● **SUPPLIED DATA**:
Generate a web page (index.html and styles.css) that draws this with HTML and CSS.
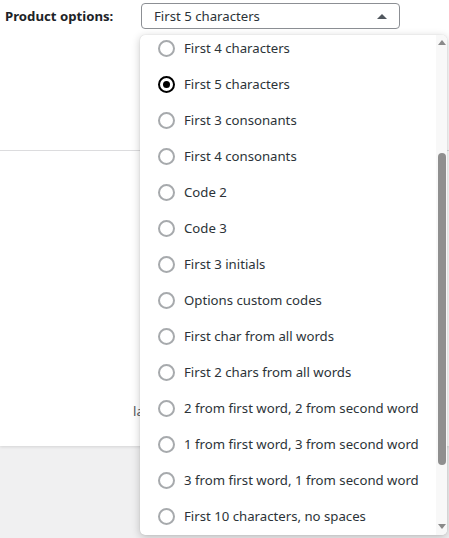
* * *
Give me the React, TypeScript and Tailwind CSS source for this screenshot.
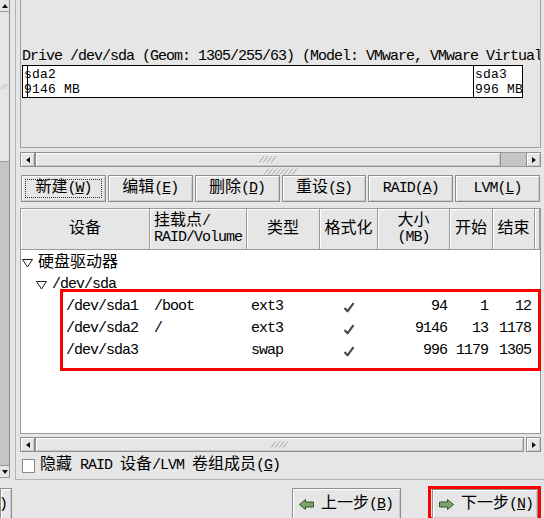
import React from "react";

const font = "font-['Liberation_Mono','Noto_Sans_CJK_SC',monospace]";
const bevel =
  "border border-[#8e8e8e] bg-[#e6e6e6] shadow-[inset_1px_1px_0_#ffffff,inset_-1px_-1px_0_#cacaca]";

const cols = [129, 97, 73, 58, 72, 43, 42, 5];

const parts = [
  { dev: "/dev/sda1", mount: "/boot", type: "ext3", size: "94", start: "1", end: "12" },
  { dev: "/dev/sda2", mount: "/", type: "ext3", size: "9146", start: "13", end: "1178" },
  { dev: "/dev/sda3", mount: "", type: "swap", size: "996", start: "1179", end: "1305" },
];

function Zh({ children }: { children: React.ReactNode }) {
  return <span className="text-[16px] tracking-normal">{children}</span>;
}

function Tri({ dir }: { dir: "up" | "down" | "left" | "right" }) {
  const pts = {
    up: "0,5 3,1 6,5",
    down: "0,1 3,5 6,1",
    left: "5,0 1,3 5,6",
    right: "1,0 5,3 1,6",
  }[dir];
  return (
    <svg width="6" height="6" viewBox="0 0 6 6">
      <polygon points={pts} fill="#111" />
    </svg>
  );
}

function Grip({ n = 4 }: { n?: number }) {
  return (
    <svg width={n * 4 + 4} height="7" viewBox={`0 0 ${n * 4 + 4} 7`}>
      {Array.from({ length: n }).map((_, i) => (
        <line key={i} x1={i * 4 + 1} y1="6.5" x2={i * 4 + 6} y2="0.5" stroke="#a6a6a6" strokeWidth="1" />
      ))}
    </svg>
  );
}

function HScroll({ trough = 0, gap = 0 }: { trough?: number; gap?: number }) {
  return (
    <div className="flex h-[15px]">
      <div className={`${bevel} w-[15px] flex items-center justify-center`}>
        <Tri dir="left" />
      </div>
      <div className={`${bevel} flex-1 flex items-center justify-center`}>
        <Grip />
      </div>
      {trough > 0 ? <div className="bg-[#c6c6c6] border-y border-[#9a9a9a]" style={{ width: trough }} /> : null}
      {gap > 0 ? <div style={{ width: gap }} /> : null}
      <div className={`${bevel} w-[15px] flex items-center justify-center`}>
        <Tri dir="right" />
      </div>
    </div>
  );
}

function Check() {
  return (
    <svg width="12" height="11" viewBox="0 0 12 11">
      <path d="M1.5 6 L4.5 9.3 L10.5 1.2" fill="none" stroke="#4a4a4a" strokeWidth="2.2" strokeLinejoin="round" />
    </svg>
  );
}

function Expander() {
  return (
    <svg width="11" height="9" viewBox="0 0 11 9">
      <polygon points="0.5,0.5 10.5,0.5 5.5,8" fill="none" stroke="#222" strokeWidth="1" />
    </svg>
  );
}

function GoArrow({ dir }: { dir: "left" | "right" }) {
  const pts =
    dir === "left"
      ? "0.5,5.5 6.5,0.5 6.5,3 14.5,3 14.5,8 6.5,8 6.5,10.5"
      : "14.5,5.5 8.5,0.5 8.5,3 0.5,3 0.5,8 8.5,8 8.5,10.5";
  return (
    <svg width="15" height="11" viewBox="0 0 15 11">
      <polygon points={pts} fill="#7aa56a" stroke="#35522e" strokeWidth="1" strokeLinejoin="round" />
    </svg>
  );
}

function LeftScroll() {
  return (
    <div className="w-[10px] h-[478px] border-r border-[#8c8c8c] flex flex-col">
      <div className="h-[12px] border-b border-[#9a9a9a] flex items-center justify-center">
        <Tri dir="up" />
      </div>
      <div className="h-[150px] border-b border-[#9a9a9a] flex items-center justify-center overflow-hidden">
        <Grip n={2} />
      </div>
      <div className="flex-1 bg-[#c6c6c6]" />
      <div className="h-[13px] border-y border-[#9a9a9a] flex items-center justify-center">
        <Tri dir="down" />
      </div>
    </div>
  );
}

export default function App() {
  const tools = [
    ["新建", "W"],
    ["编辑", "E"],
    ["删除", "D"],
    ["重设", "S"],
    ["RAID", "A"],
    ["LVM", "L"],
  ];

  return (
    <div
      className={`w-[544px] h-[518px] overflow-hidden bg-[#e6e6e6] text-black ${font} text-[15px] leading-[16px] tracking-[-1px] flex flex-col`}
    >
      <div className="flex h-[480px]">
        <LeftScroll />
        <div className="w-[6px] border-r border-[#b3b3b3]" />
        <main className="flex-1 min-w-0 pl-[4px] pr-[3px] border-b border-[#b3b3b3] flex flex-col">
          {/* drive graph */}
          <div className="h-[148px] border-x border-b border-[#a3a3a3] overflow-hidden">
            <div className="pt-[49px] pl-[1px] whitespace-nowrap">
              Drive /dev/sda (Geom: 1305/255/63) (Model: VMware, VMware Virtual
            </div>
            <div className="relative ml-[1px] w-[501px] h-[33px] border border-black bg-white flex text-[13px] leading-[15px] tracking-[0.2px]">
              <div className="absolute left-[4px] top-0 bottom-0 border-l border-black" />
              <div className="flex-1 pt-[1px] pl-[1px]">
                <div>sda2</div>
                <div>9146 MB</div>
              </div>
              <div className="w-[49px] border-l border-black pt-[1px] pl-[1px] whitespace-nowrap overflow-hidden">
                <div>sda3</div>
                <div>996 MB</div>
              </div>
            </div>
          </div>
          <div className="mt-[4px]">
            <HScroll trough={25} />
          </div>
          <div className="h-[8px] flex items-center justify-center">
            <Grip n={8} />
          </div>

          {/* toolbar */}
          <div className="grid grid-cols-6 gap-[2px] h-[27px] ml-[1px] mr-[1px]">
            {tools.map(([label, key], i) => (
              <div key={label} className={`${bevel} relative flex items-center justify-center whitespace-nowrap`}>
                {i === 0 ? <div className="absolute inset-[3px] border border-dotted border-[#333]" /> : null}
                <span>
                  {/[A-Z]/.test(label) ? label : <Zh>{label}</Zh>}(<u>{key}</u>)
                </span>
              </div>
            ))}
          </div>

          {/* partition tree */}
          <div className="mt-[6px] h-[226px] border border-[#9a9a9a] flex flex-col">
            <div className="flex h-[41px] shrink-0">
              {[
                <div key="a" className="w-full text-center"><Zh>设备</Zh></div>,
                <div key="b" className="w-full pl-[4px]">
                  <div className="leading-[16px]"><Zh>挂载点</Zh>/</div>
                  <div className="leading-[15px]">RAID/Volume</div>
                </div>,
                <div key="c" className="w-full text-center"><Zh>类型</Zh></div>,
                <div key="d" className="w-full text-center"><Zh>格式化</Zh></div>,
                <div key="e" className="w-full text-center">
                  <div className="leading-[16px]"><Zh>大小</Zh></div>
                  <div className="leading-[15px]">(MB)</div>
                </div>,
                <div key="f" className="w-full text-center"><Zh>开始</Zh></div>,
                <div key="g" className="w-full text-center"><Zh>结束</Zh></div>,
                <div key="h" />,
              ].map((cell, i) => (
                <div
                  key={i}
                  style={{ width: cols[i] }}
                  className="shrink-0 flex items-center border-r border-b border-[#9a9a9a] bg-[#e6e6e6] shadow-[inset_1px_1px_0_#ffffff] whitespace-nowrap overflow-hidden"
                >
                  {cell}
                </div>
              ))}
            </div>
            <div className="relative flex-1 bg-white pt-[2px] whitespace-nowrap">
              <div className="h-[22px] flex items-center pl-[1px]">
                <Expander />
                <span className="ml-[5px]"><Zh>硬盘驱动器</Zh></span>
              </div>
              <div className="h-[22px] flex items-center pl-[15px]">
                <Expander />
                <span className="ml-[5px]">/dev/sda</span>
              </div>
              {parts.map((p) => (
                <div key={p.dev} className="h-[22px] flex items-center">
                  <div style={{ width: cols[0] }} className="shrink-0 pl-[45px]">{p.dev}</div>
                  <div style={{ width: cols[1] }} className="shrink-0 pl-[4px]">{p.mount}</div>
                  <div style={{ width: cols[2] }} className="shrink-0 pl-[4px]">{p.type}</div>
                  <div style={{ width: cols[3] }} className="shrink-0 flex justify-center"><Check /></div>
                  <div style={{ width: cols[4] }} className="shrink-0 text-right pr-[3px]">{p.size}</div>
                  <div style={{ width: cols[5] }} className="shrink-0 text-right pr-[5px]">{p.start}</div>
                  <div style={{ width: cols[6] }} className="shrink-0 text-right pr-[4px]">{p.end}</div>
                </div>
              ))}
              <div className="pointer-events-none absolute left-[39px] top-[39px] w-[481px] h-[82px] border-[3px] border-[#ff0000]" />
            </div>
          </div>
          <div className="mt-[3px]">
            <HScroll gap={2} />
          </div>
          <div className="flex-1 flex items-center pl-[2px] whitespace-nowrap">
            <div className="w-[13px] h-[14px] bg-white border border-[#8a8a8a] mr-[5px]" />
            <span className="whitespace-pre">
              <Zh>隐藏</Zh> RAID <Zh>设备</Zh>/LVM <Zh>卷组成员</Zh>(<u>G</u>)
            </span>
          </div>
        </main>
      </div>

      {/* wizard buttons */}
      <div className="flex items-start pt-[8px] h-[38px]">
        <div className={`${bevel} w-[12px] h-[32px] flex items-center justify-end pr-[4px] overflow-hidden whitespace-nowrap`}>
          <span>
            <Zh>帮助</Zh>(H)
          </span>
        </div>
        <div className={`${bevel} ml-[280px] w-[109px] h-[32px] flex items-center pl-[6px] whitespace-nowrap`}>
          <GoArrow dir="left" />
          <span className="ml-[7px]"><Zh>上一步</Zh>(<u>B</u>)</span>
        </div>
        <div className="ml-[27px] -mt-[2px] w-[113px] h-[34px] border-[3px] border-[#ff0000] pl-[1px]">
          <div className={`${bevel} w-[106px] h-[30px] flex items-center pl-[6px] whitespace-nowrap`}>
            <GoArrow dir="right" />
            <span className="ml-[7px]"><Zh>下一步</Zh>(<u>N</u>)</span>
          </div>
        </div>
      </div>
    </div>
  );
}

● **GOAL**: The lines to collect are those holding the string "this"; copy them all.

● **PROBLEM SOLUTION**:
Generate a web page (index.html and styles.css) that draws this with HTML and CSS.
Give me the React, TypeScript and Tailwind CSS source for this screenshot.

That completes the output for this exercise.